Even if all the other factors remained the same, there’s a decent chance she would have tried to avoid a war if Varian was still leading the Alliance.

I mean, it’s hypothetical and I can’t say it’s wrong of course. But truth be told, I’m skeptical Varian surviving would have stopped Sylvannas. At best, I’ll give you that the shape the war would have taken would change, but avoided? I don’t see it. Sylvannas had no problem mouthing off to her warchief, Garrosh, when he tried to put her in her place. Sylvannas has never been portrayed as the type of character to let consequences from preventing her from going after what she wants, from doing what she sees necessary. She risked Garrosh kicking her people out of the Horde over blight, and kept using it after he warned her.
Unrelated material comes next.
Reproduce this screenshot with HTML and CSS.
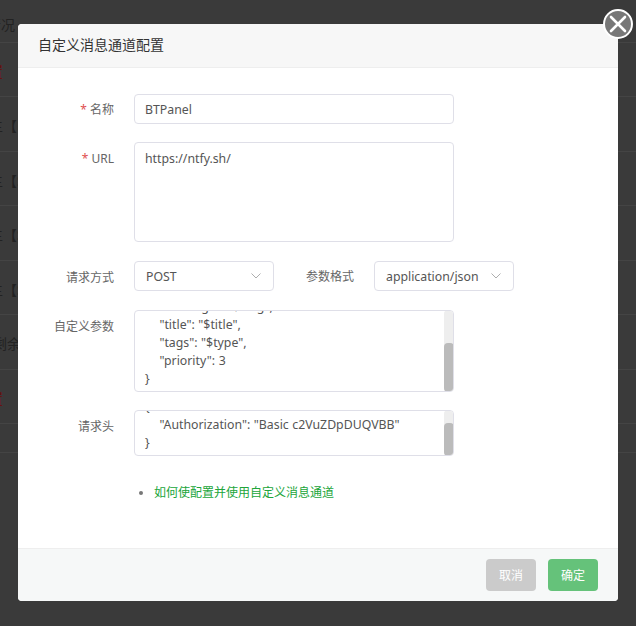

I look at that behavior, and I don’t see a character who, given the power of the entire Horde war machine behind her, would let respect for Varian hold her back.

But even if I grant you Varian would change how she went about the war, my initial point stands; Vol’jin’s death is more relevant to Sylvy starting the war. Simple fact is, she couldn’t do it if Vol’jin lived. Without a war machine, she has no war.

Not denying that.

I just wouldn’t underestimate the effect Varian’s death had on the narrative.